*** MATERIAL PROVIDED ***
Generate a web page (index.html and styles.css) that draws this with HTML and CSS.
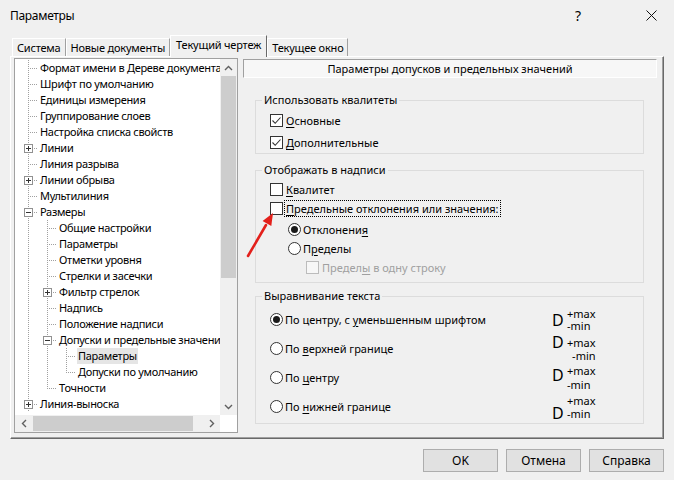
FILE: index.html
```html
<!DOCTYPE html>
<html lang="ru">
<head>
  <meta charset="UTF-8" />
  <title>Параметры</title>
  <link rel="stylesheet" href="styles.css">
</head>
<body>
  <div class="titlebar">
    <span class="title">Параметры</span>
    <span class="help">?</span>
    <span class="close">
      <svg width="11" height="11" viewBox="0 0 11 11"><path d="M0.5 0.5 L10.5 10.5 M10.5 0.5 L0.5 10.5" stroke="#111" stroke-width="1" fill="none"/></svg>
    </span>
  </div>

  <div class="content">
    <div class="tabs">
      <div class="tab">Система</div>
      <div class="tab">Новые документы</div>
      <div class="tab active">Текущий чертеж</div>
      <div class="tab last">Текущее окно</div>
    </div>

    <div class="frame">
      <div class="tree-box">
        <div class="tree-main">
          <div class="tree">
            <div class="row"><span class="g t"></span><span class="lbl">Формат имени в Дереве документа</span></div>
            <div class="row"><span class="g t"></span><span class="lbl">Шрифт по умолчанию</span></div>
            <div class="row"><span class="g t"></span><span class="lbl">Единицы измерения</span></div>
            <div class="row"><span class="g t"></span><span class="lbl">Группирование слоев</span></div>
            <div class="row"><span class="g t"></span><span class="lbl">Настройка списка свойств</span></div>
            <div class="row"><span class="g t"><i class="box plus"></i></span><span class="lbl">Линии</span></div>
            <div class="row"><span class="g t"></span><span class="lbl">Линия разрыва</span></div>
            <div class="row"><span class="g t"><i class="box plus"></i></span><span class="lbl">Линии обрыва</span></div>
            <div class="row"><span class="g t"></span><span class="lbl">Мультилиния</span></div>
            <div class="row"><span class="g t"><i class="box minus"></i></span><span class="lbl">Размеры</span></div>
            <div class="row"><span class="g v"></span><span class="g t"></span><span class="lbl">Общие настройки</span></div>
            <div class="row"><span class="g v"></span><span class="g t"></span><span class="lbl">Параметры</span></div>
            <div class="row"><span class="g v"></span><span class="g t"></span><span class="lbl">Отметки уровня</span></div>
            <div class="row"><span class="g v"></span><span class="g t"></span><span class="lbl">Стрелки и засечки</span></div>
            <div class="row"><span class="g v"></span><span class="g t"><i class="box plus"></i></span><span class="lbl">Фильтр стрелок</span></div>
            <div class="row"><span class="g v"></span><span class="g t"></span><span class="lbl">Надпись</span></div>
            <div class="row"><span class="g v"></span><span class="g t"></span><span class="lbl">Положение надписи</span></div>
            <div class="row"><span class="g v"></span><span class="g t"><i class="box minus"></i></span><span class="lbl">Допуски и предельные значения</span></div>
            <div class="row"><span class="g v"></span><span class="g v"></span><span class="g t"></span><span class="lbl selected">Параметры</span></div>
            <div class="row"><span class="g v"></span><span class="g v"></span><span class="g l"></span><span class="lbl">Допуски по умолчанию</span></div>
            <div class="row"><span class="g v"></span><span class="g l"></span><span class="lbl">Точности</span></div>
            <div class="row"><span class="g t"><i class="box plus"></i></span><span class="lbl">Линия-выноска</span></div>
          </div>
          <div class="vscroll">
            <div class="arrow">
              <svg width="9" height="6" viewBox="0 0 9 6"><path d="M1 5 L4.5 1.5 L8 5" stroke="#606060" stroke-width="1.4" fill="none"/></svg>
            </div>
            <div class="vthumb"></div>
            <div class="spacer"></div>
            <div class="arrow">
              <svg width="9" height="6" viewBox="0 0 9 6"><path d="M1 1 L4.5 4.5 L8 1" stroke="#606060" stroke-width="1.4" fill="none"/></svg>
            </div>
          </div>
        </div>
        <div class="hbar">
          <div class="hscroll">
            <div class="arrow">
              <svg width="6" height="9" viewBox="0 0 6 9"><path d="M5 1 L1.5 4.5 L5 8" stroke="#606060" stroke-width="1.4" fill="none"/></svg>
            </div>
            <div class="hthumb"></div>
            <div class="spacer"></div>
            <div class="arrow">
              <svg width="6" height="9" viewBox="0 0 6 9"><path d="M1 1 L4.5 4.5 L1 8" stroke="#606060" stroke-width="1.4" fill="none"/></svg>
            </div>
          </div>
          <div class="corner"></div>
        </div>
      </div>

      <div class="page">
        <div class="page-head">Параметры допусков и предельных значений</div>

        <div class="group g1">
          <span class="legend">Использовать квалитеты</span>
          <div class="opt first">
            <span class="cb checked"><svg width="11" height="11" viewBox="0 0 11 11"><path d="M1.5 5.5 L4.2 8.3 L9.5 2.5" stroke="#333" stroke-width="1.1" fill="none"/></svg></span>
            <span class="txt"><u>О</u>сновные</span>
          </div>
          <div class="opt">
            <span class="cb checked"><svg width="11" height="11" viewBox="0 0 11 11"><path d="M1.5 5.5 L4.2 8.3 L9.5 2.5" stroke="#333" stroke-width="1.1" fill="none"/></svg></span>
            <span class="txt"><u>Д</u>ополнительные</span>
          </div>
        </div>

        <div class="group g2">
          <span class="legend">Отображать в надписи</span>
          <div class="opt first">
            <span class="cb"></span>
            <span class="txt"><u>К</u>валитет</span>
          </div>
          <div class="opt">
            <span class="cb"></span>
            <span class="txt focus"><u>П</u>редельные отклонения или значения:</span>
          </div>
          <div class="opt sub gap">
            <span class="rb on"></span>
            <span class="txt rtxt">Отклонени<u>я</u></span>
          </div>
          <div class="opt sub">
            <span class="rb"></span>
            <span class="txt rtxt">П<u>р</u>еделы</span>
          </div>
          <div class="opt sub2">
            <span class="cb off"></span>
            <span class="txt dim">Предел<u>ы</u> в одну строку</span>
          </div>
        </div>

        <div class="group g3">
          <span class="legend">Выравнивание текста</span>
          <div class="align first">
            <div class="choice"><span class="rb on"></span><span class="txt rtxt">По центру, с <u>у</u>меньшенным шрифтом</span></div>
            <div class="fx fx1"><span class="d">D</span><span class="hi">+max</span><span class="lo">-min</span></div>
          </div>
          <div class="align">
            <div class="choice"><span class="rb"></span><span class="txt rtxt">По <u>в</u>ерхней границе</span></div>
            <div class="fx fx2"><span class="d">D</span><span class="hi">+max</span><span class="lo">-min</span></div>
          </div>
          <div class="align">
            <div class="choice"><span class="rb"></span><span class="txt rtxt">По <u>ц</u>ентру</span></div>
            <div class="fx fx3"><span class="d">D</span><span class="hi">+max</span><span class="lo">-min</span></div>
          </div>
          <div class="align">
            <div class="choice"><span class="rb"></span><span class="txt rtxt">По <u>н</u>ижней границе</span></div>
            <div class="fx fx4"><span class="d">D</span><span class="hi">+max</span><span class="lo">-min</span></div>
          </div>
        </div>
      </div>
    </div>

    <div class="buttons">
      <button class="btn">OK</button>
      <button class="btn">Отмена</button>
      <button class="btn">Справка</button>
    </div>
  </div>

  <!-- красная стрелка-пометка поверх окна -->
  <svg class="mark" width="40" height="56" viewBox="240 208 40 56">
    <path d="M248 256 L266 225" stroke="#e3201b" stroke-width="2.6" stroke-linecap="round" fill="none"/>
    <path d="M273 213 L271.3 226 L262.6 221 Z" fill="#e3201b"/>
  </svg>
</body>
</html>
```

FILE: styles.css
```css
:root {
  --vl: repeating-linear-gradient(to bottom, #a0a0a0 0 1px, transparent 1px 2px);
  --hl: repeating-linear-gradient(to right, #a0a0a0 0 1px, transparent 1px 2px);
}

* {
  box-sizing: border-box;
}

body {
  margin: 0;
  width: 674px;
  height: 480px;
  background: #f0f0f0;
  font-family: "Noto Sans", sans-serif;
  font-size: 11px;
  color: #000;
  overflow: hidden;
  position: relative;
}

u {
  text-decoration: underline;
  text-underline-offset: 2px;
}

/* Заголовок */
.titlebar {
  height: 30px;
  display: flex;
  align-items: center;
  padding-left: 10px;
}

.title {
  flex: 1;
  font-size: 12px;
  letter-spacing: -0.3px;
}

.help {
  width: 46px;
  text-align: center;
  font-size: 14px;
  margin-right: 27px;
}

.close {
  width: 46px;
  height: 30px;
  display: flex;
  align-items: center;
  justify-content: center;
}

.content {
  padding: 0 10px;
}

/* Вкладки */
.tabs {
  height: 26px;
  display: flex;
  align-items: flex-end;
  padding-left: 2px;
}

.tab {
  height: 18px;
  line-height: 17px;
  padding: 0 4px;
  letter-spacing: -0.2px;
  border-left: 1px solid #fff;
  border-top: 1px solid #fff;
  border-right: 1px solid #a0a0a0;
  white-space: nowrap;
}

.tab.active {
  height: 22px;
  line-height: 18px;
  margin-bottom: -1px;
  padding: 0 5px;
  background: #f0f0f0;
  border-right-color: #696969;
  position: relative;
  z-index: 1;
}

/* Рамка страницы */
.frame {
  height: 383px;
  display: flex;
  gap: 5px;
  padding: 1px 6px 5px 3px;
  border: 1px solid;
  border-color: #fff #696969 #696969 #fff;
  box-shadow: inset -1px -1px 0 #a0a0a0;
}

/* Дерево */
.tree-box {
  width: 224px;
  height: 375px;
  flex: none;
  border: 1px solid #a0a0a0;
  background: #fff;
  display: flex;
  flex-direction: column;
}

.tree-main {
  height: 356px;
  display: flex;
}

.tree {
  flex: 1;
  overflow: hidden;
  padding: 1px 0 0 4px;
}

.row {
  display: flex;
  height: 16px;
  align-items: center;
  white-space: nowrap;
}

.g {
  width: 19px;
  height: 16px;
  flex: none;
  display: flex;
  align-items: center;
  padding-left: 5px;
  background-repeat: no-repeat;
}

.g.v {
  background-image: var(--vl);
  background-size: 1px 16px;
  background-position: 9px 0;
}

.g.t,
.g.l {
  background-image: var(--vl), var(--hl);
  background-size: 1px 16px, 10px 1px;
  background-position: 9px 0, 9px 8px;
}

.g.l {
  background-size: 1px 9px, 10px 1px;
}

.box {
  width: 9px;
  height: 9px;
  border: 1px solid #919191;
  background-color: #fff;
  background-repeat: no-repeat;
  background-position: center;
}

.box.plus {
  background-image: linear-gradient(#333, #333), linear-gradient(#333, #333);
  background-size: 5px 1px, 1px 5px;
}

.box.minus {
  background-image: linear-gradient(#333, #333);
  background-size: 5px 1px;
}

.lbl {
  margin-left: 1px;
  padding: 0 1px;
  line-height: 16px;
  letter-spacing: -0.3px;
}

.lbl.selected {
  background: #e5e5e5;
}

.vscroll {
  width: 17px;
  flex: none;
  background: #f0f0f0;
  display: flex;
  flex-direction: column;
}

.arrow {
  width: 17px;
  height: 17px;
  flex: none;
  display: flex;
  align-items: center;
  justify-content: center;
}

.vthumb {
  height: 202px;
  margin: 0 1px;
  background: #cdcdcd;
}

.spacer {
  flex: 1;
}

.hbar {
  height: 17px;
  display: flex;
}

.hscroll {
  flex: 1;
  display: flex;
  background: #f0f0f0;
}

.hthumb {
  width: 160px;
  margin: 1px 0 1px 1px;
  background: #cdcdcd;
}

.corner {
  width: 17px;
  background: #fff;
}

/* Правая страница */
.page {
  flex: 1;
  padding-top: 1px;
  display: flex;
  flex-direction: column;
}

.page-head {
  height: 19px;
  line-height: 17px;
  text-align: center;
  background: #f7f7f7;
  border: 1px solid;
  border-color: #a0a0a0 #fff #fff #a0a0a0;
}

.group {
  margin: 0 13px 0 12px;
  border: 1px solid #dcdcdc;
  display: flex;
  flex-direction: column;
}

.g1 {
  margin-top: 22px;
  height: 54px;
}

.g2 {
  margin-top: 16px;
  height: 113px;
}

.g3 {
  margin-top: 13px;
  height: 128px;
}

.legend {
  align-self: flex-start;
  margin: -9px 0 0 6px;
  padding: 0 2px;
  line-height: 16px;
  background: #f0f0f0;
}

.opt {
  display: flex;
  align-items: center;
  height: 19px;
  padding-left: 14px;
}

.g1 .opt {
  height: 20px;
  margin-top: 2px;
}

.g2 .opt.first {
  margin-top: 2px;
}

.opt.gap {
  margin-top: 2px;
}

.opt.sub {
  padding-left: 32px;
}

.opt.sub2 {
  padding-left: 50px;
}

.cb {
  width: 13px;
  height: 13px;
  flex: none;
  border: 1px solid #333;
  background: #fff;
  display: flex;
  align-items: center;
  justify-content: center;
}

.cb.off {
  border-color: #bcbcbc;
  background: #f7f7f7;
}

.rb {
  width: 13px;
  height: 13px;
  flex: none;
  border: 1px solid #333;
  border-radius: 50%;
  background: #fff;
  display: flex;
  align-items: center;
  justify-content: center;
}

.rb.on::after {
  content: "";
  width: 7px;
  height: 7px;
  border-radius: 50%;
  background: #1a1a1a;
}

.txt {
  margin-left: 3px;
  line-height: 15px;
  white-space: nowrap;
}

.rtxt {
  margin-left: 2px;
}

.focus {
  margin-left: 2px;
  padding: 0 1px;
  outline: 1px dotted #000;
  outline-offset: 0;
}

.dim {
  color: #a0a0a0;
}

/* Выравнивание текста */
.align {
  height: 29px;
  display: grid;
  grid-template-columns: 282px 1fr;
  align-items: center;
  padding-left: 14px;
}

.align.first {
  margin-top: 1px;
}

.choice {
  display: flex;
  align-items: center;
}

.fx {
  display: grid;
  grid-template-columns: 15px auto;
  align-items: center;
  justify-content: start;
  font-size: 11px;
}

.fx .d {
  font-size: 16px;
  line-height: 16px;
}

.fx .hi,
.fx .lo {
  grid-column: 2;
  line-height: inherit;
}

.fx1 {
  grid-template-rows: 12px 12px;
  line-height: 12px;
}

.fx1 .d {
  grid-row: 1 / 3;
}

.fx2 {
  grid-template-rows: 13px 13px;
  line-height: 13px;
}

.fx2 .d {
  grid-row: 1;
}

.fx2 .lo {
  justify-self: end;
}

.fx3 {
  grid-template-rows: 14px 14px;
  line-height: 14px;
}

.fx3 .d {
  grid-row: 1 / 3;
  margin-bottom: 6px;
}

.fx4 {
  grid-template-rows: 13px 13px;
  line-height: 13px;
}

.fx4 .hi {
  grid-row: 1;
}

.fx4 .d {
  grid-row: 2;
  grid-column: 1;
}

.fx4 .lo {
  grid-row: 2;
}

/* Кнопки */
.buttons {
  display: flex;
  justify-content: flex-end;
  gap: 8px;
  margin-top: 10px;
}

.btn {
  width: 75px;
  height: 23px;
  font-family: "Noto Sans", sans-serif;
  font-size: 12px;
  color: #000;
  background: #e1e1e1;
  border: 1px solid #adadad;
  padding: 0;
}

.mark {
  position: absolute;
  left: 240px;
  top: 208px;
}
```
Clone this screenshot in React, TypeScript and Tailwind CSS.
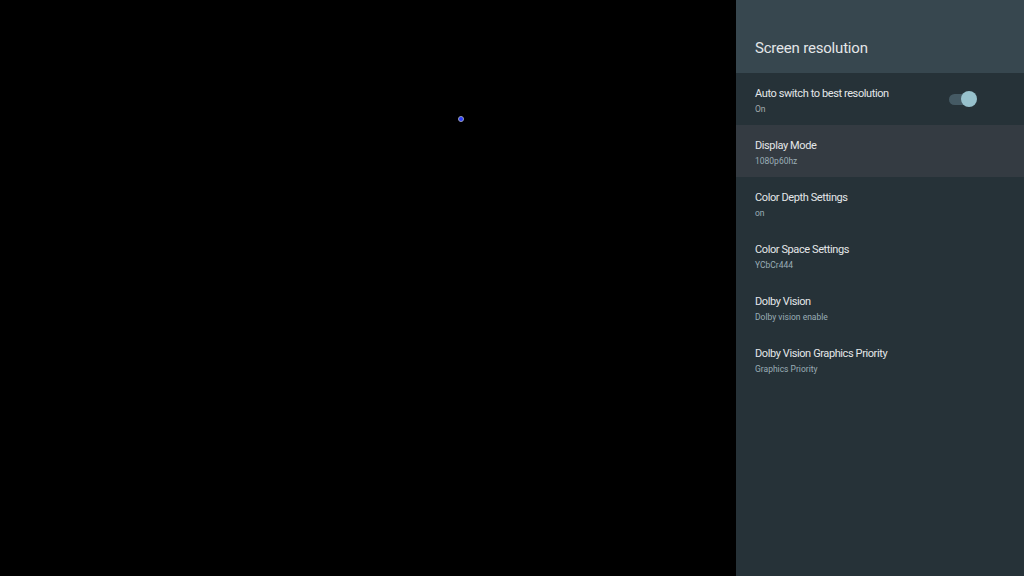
***
TASK DETAILS: Where a line in the material above holds "page", copy that line.

FINAL RESULT:
Generate a web page (index.html and styles.css) that draws this with HTML and CSS.
      <div class="page">
        <div class="page-head">Параметры допусков и предельных значений</div>
.page {
.page-head {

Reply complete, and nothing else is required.